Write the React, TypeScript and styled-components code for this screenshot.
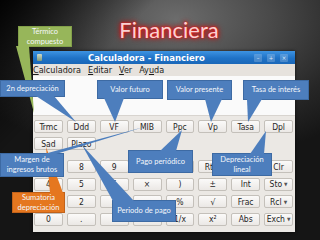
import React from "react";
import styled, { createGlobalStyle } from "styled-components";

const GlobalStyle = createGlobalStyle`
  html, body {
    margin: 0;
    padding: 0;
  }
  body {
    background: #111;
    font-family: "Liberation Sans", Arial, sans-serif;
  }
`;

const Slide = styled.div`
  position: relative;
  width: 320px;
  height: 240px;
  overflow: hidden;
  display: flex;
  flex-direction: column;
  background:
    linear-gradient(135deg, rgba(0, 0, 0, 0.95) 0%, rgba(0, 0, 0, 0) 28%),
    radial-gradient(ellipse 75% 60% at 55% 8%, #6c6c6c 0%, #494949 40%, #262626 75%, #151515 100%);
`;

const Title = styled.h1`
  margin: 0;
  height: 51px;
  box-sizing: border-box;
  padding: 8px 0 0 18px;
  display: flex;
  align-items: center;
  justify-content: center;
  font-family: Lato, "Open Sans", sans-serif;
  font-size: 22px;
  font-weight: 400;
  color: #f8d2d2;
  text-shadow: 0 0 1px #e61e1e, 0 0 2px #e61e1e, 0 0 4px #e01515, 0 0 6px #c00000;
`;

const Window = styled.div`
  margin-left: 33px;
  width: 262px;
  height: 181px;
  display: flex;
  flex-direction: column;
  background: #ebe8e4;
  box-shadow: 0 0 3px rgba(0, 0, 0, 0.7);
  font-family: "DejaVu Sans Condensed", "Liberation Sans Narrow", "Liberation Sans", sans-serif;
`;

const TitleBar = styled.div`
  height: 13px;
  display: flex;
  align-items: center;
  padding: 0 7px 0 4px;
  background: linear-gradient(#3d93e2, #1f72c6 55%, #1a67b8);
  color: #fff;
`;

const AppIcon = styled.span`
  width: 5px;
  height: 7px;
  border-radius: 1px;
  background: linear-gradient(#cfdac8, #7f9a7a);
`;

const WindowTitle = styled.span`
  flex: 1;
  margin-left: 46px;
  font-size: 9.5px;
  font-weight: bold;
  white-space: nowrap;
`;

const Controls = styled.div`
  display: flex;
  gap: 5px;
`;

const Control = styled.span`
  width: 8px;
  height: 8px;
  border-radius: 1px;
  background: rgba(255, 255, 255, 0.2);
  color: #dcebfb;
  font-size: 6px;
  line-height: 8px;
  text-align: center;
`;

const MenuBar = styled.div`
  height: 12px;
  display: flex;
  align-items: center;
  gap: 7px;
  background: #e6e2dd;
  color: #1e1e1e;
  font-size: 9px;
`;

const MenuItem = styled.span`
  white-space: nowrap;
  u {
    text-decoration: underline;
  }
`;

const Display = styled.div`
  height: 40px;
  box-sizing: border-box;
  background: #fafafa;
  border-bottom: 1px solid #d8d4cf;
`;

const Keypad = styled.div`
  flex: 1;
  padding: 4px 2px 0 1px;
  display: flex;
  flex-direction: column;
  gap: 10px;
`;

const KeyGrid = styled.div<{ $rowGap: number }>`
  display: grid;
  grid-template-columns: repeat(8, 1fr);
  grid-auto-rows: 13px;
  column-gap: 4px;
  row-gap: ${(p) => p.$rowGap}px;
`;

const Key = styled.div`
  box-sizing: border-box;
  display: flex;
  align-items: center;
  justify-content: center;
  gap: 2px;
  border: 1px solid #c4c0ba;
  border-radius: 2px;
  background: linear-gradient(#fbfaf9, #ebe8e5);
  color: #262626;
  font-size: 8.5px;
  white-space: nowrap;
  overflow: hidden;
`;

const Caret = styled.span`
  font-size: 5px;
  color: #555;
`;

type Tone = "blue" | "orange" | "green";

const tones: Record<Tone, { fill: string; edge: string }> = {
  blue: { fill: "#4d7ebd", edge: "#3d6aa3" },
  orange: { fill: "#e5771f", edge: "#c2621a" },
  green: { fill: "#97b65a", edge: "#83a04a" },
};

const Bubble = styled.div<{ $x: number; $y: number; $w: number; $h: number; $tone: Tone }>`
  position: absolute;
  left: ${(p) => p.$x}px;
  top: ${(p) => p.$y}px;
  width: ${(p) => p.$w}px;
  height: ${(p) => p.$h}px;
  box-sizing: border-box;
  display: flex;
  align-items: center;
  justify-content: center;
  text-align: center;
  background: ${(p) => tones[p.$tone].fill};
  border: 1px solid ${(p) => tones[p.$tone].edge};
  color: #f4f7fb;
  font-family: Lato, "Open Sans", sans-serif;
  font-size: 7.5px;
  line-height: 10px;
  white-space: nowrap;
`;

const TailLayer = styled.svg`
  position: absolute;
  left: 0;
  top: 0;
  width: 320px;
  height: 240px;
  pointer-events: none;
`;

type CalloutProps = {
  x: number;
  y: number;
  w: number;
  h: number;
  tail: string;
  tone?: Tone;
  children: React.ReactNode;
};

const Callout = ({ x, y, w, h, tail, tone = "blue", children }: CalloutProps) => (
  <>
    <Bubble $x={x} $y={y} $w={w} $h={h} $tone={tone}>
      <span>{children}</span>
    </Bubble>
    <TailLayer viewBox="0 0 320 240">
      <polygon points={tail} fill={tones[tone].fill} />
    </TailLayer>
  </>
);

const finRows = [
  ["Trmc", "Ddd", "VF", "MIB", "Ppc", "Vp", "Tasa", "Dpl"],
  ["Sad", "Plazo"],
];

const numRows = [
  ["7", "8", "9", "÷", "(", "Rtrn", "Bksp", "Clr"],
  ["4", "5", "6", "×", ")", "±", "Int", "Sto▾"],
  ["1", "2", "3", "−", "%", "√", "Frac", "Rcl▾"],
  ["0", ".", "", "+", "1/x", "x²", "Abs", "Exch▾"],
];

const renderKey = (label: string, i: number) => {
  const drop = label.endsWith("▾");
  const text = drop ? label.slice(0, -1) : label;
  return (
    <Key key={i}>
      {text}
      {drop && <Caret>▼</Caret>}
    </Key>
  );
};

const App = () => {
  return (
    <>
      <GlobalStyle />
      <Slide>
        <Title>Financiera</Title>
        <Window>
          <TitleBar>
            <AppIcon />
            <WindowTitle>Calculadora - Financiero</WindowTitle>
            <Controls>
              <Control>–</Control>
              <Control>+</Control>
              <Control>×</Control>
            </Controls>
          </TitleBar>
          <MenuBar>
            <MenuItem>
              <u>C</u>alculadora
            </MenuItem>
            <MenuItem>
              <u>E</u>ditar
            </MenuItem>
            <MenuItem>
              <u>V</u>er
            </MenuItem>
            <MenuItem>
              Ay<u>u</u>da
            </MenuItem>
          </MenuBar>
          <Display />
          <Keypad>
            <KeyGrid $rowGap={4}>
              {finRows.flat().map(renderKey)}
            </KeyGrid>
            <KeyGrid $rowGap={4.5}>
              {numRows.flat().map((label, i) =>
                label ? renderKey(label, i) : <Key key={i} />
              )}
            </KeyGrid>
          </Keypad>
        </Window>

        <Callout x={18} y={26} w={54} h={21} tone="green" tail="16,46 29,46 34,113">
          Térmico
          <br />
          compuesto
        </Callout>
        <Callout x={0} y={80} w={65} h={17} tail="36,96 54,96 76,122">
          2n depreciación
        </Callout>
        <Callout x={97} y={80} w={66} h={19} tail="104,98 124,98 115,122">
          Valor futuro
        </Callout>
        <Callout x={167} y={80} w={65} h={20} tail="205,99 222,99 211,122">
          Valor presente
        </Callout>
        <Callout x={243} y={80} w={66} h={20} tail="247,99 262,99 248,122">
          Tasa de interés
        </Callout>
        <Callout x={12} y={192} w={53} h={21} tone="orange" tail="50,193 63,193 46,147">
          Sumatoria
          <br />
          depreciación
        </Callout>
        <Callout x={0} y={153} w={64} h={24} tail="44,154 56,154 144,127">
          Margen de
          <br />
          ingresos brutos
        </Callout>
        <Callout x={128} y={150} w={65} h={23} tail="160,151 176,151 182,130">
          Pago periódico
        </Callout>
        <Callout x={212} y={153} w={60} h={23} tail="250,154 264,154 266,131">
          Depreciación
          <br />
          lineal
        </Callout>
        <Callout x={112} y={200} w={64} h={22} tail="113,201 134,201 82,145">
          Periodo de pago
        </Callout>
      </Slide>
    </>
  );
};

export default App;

+--

Task directions: Gather all lines from the listing above in which "React" occurs.

Answer for this exercise:
Write the React, TypeScript and styled-components code for this screenshot.
import React from "react";
  children: React.ReactNode;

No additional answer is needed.